== Objective ==
Look through the data below. Collect every line where the word "index" occurs.

== Data shown ==
▶
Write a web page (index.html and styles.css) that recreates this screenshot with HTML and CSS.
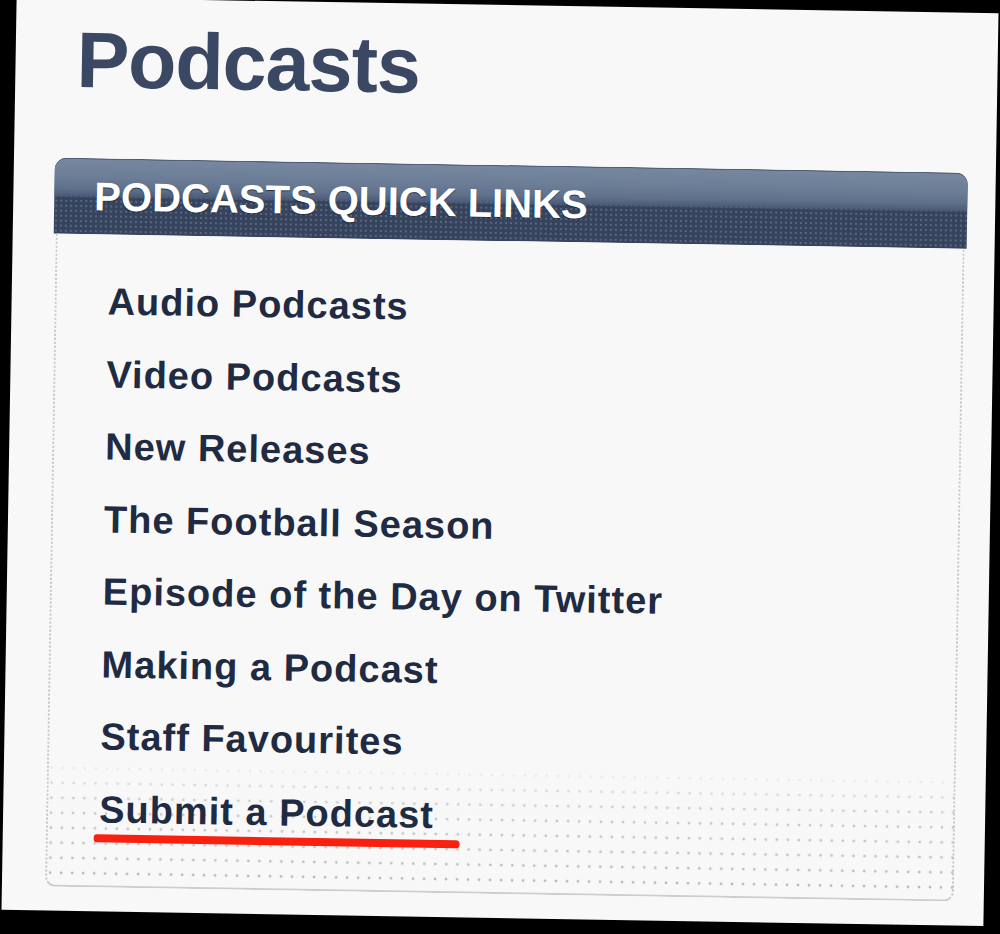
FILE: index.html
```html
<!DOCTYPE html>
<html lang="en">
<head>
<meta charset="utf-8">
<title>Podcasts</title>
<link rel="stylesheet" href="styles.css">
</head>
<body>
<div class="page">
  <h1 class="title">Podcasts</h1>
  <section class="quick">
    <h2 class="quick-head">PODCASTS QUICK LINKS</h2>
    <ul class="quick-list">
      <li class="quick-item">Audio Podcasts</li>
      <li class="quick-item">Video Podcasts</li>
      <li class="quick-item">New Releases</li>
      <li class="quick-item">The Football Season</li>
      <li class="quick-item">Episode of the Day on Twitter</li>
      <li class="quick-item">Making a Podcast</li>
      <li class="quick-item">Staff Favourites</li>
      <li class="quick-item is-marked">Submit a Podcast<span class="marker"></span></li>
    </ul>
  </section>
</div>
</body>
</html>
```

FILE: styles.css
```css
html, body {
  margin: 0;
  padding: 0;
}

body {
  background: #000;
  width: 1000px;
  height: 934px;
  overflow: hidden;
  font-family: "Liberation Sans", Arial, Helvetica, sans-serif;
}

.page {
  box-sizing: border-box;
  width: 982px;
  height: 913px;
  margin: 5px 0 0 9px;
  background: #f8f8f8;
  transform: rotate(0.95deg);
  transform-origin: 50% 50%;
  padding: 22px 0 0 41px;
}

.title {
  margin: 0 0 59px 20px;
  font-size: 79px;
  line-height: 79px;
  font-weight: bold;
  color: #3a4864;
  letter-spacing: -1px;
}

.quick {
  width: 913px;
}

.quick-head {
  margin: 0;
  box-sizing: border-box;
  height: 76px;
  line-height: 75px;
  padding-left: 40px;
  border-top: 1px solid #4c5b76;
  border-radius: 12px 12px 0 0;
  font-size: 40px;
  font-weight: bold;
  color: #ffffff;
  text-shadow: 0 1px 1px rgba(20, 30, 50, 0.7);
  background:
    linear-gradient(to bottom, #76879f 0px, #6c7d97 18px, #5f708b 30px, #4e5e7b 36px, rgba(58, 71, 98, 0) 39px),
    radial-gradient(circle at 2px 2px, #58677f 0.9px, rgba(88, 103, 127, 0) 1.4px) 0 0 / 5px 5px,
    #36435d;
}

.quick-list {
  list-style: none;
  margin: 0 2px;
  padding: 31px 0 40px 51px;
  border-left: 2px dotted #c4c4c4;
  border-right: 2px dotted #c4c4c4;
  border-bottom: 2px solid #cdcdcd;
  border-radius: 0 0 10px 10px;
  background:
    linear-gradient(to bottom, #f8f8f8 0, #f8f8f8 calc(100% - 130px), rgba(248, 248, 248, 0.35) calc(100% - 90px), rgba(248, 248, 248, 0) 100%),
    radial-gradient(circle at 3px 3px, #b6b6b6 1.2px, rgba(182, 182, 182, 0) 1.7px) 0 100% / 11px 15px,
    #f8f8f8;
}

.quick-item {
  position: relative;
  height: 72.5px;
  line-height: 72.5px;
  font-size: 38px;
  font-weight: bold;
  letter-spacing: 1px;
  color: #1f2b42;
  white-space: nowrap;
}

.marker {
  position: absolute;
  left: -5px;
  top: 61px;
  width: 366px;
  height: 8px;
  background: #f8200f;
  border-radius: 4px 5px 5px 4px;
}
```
◀
== Written answer ==
Write a web page (index.html and styles.css) that recreates this screenshot with HTML and CSS.
FILE: index.html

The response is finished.